Mr. J. E. Whiting then called upon Mrs. Markham as the only lady member among the Managers, to make the presentation. Mrs. Markham in a pleasing speech, said the training of the child was a most important matter and she believed that in Mrs. Middleton they had had one of the best of teachers, and asked her acceptance of a handsome mahogany bureau with a plate suitably inscribed, which had been subscribed for most willingly by all. Mrs. Middleton upon rising to receive the gift, was greeted with rousing cheers and seemed much touched by her reception. In a few well chosen words Mrs. Middleton expressed her thanks, first, to those who had given so generously towards such a handsome present, secondly to the infants and their mistress, Miss Lack, who on the last day at school presented her with a fruit service, and thirdly to the older girls, who on their own initiative collected among themselves and presented her with a silver dorcas thimble. Mrs. Middleton, continuing, said she had always tried to be a help to those under her care and although retiring from the school still wished to be of service to any old scholars who might consult her. Mr. Middleton, in a few words, expressed pleasure at the presence of so many parents and old scholars at such a gathering. Mr. J. Marsh also spoke of his indebtedness as a parent, and the chairman (Mr. J. E. Whiting) in a short, racy speech, concluded with the benefit and help he received as one of the oldest scholars present. The following ladies and gentlemen kindly helped at the concert during the evening. Misses G. Olney and E. Richardson, Mesdames Cowley and Evans and Messrs. J. Nichols, J. Cowley, A. Clarke, E. Bates, A. Richardson and H. H. Middleton, and a most enjoyable evening terminated with the singing of the National Anthem.

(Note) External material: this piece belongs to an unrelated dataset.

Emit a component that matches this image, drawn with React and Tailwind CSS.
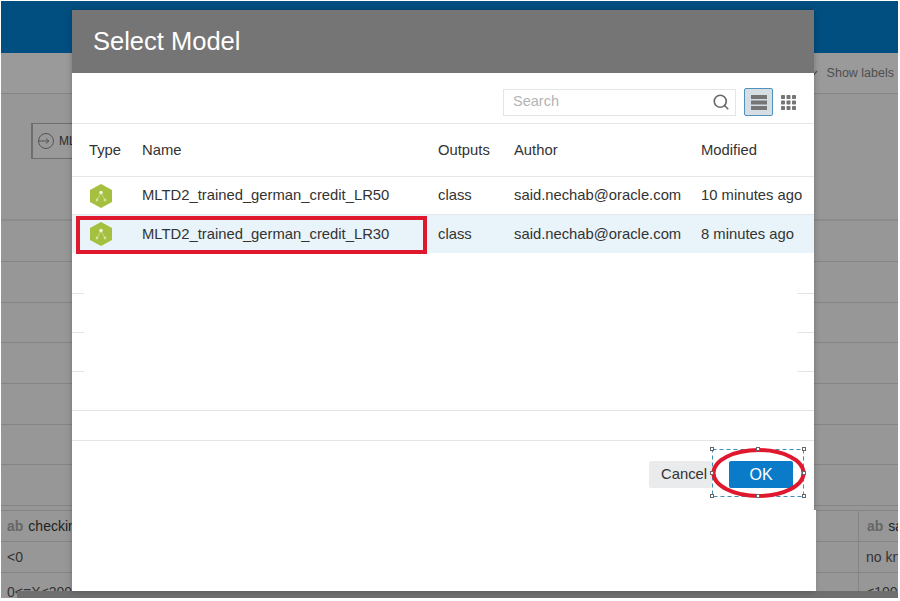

Northampton Mercury 28 February 1930
Mr. H. H. Middleton, who has been Headmaster at Castlethorpe Council Schools for many years, is retiring at Easter. A movement is on foot to transfer the elder children to the Wolverton Schools, leaving only children under 11 years of age at Castlethorpe, under the charge of a lady teacher.
Northampton Mercury 22 June 1945
Mr. H. H. Middleton, who for nearly the whole of his scholastic career was headmaster at Castlethorpe School, died at Teddington, where he was staying with his daughter and son-in-law. He retired soon after the 1914-18 war, and had been living Twickenham.